At only 24, Agcanas has already earned a bachelor’s degree, which would have taken him longer to complete after high school if he had not been dual-enrolled.

On his courses at RCC, Agcanas notes, “I think that having earned college credits while applying for colleges definitely helped set me apart from other candidates. I can’t guarantee that it was the ultimate deciding factor for each university I applied to, but I was definitely more confident in myself during the application process. At the end of it all, I was accepted at all the institutions I applied to.”

It was perhaps this confidence that propelled Agcanas through his university career. Not one to shy away from hard work, he reflects, “you can’t coast through courses or do just enough to pass. Doing that will only be a detriment to you once you’re in higher level courses.”

He took his own advice to heart, it seems, and he graduated from VCU with a bachelor’s degree in Computer Engineering and minors in Computer Science and Electrical Engineering.

“Today, I work for the Electric Transmission Systems Operations Center as a Software Systems Engineer. This is an Information Technology (IT) position but is very specific to the EMS (Energy Management System),” says Agcanas.

In the little over a year that he has been with Dominion, he has worked with a team that is responsible for supporting and maintaining Dominion’s SCADA (Supervisory Control And Data Acquisition) system across their operating territory.

Agcanas and his team at Dominion are an integral part of keeping homes supplied with safe, reliable electricity. It’s a demanding job, but it’s one that he feels he was well-prepared for when the opportunity came, and he credits RCC for supplying him with the knowledge and experience necessary to go on to learn his trade.

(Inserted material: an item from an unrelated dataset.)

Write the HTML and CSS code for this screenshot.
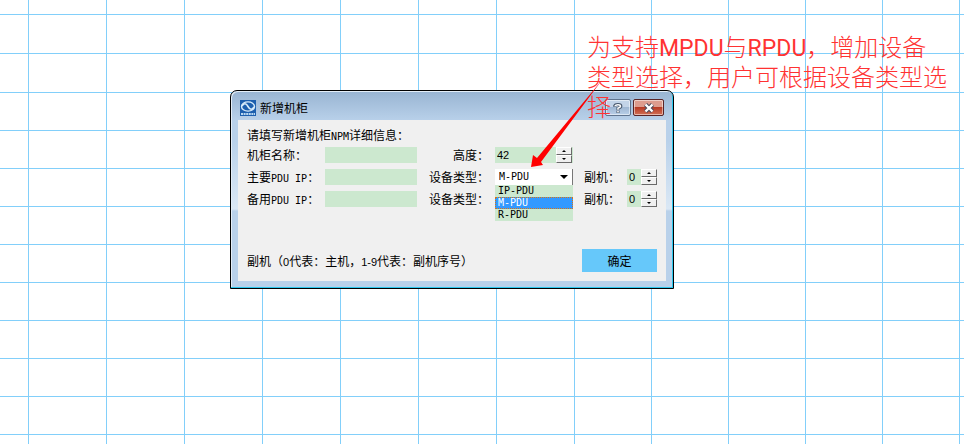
FILE: index.html
```html
<!DOCTYPE html>
<html lang="zh-CN">
<head>
<meta charset="utf-8">
<title>新增机柜</title>
<link rel="stylesheet" href="styles.css">
</head>
<body>
<main class="canvas">
  <svg class="grid-lines" aria-hidden="true"><path d="M28.5 0v2000M106.5 0v2000M184.5 0v2000M262.5 0v2000M340.5 0v2000M418.5 0v2000M496.5 0v2000M574.5 0v2000M651.5 0v2000M728.5 0v2000M805.5 0v2000M882.5 0v2000M959.5 0v2000M0 14.5h4000M0 53.5h4000M0 92.5h4000M0 130.5h4000M0 168.5h4000M0 206.5h4000M0 244.5h4000M0 282.5h4000M0 320.5h4000M0 358.5h4000M0 396.5h4000M0 434.5h4000"/></svg>

  <section class="dialog" role="dialog" aria-labelledby="title">
    <header class="titlebar">
      <svg class="logo" viewBox="0 0 16 16" aria-hidden="true">
        <rect width="16" height="16" fill="#1c5fae"/>
        <ellipse cx="8" cy="6.5" rx="6.5" ry="4.6" fill="none" stroke="#d8ecfb" stroke-width="1.4"/>
        <path d="M2 6C4 3 6 3 8 6.500S12 10 14 7" fill="none" stroke="#d8ecfb" stroke-width="1.6"/>
        <path d="M1 14h14" stroke="#b9d8f2" stroke-width="2" stroke-dasharray="2 .6"/>
      </svg>
      <h1 id="title">新增机柜</h1>
      <button class="caption-button help" type="button" aria-label="帮助"><svg viewBox="0 0 12 12"><path d="M2 4.500V3.500Q2.500 1.800 6 1.800T9.500 4Q9.500 5.200 6 6.200V8.500M6 9V12" fill="none" stroke="#46566b" stroke-width="3.600"/><path d="M2.500 4V3.500Q3 2 6 2T9 4Q9 5.200 6 6.200V8M6 9.300V11.500" fill="none" stroke="#fff" stroke-width="1.900"/></svg></button>
      <button class="caption-button close" type="button" aria-label="关闭"><svg viewBox="0 0 12 12"><path d="M2.500 2.500l7 7M9.500 2.500l-7 7" stroke="#4b4b5c" stroke-width="4.400"/><path d="M2.500 2.500l7 7M9.500 2.500l-7 7" stroke="#fff" stroke-width="2.400"/></svg></button>
    </header>
    <form class="content">
      <p class="intro">请填写新增机柜<span class="latin">NPM</span>详细信息：</p>
      <div class="fields">
        <label for="name">机柜名称：</label>
        <input id="name" type="text">
        <label class="second" for="height">高度：</label>
        <div class="spinner tall">
          <input id="height" type="text" value="42">
          <span class="steps"><button class="up" type="button" aria-label="增加高度"></button><button class="down" type="button" aria-label="减少高度"></button></span>
        </div>

        <label class="main" for="ip1">主要<span class="latin">PDU IP</span>：</label>
        <input id="ip1" type="text">
        <label class="second" for="type1">设备类型：</label>
        <div class="combo">
          <select id="type1"><option>IP-PDU</option><option selected>M-PDU</option><option>R-PDU</option></select>
          <ul class="options" role="listbox" aria-label="设备类型">
            <li role="option">IP-PDU</li>
            <li class="selected" role="option" aria-selected="true">M-PDU</li>
            <li role="option">R-PDU</li>
          </ul>
        </div>
        <label class="third" for="sub1">副机：</label>
        <div class="spinner">
          <input id="sub1" type="text" value="0">
          <span class="steps"><button class="up" type="button" aria-label="增加副机"></button><button class="down" type="button" aria-label="减少副机"></button></span>
        </div>

        <label class="main" for="ip2">备用<span class="latin">PDU IP</span>：</label>
        <input id="ip2" type="text">
        <label class="second" for="type2">设备类型：</label>
        <div class="combo">
          <select id="type2"><option>IP-PDU</option><option selected>M-PDU</option><option>R-PDU</option></select>
        </div>
        <label class="third" for="sub2">副机：</label>
        <div class="spinner">
          <input id="sub2" type="text" value="0">
          <span class="steps"><button class="up" type="button" aria-label="增加副机"></button><button class="down" type="button" aria-label="减少副机"></button></span>
        </div>
      </div>
      <footer class="footer">
        <p>副机（<span class="digits">0</span>代表：主机，<span class="digits">1-9</span>代表：副机序号）</p>
        <button class="confirm" type="submit">确定</button>
      </footer>
    </form>
  </section>

  <p class="note">为支持<span>MPDU</span>与<span>RPDU</span>，增加设备<br>类型选择，用户可根据设备类型选<br>择</p>
  <svg class="arrow" viewBox="0 0 76 92" aria-hidden="true"><path d="M71 4L10 86L12 89L0 91L2 79L6 82Z" fill="#f00"/></svg>
</main>
</body>
</html>
```
FILE: styles.css
```css
* { box-sizing: border-box; }

body {
  margin: 0;
  background: #fff;
  color: #000;
  font: 12px/16px "Noto Sans CJK SC", sans-serif;
}

h1, p, ul { margin: 0; padding: 0; }

button, input, select {
  margin: 0;
  padding: 0;
  border: 0;
  border-radius: 0;
  color: inherit;
  font: inherit;
}

.canvas {
  position: relative;
  min-height: 100vh;
  overflow: hidden;
}

.grid-lines {
  position: absolute;
  inset: 0;
  width: 100%;
  height: 100%;
  fill: none;
  stroke: #82cffa;
}

.dialog {
  position: absolute;
  left: 230px;
  top: 90px;
  width: 444px;
  padding: 0 7px 7px;
  border: 1px solid #000;
  border-radius: 7px 7px 0 0;
  background: linear-gradient(#98b4d2, #b9d1ea 30px, #b9d1ea 50px, #dbe8f5 118px, #b9d1ea 120px);
  box-shadow: inset -1px -1px #2cc8ee, inset 1px 1px #e4eef8;
}

.titlebar {
  display: flex;
  align-items: center;
  height: 29px;
  padding: 4px 2px 0;
}

.logo { width: 16px; height: 16px; }

.titlebar h1 {
  flex: 1;
  margin-left: 4px;
  font-size: 12px;
  font-weight: 400;
}

.caption-button {
  display: flex;
  align-items: center;
  justify-content: center;
  height: 17px;
  border: 1px solid #60748e;
  border-radius: 2px;
  box-shadow: inset 0 0 0 1px #ffffff80;
}

.caption-button svg { width: 12px; height: 12px; }

.help {
  width: 26px;
  margin-right: 2px;
  background: linear-gradient(#c3d4e8 50%, #9fb7d3 50%, #b9d0e8);
}

.help svg { width: 10px; }

.close {
  width: 31px;
  border-color: #592426;
  background: linear-gradient(#dd9c8e 50%, #b83b25 50%, #d17056);
}

.content {
  padding: 7px 9px 9px;
  background: #f0f0f0;
}

.latin, select, .options { font-family: "DejaVu Sans Mono", monospace; font-size: 10px; }
.digits { font-family: "Liberation Sans", sans-serif; font-size: 11px; }
.latin, .digits { line-height: 1; }

.fields {
  display: grid;
  grid-template-columns: 78px 92px 78px 78px 54px 30px;
  grid-auto-rows: 16px;
  row-gap: 6px;
  margin-top: 4px;
}

.fields label { white-space: nowrap; }
.fields .main { grid-column: 1; }
.second { justify-self: end; padding-right: 6px; }
.third { padding-left: 11px; }

.fields input {
  width: 100%;
  min-width: 0;
  height: 16px;
  background: #cce8cf;
}

.spinner { display: flex; background: #cce8cf; }
.spinner.tall { padding-right: 1px; }
.fields .spinner input { flex: 1; padding-left: 2px; background: none; font-family: "Liberation Sans", sans-serif; font-size: 11px; }

.steps { display: flex; flex: none; flex-direction: column; width: 16px; }

.steps button {
  display: flex;
  align-items: center;
  justify-content: center;
  height: 8px;
  border: 1px solid;
  border-color: #fff #696969 #696969 #fff;
  background: #f0f0f0;
}

.steps button::before {
  border: 2px solid transparent;
  content: "";
}

.steps .up::before { border-top: 0; border-bottom-color: #000; }
.steps .down::before { border-bottom: 0; border-top-color: #000; }

.combo { position: relative; }

select {
  display: block;
  width: 100%;
  height: 16px;
  padding-left: 4px;
  appearance: none;
  border-right: 1px solid #777;
  background: #fff url("data:image/svg+xml,%3Csvg xmlns='http://www.w3.org/2000/svg' width='8' height='4'%3E%3Cpath d='M0 0h8L4 4z'/%3E%3C/svg%3E") no-repeat right 4px center;
}

.options {
  position: absolute;
  z-index: 1;
  top: 16px;
  left: 0;
  width: 100%;
  background: #cce8cf;
  line-height: 12px;
  list-style: none;
}

.options li { padding-left: 3px; }

.options .selected {
  outline: 1px dotted #d87513;
  outline-offset: -1px;
  background: #3399ff;
  color: #fff;
}

.footer {
  display: flex;
  align-items: center;
  justify-content: space-between;
  margin-top: 42px;
}

.confirm {
  width: 75px;
  height: 23px;
  background: #66c8fa;
}

.note {
  position: absolute;
  left: 587px;
  top: 31px;
  color: #ff3232;
  font-size: 24px;
  font-weight: 300;
  line-height: 30px;
  white-space: nowrap;
}

.note span {
  font-family: Roboto, sans-serif;
  font-size: 23px;
  font-weight: 400;
  line-height: 1;
}

.arrow {
  position: absolute;
  left: 531px;
  top: 76px;
  width: 76px;
  height: 92px;
}
```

“I can guarantee my [RCC] experience still impacts me today,” he affirms. “Even though none of the courses I took for dual-enrollment were advanced courses, the fundamentals I learned have stayed with me.”

It’s not easy to successfully balance taking college courses and finishing high school, but Agcanas doesn’t regret the work and time he put into dual-enrollment. “Those courses (as basic building blocks) were the foundation on which I built my knowledge which, in turn, I have used to open doors of opportunity over the years,” he says.

“Take as many dual enrollment credits as you can while you can,” Agcanas advises. “It’s economical and it is a better use of your time in high school.”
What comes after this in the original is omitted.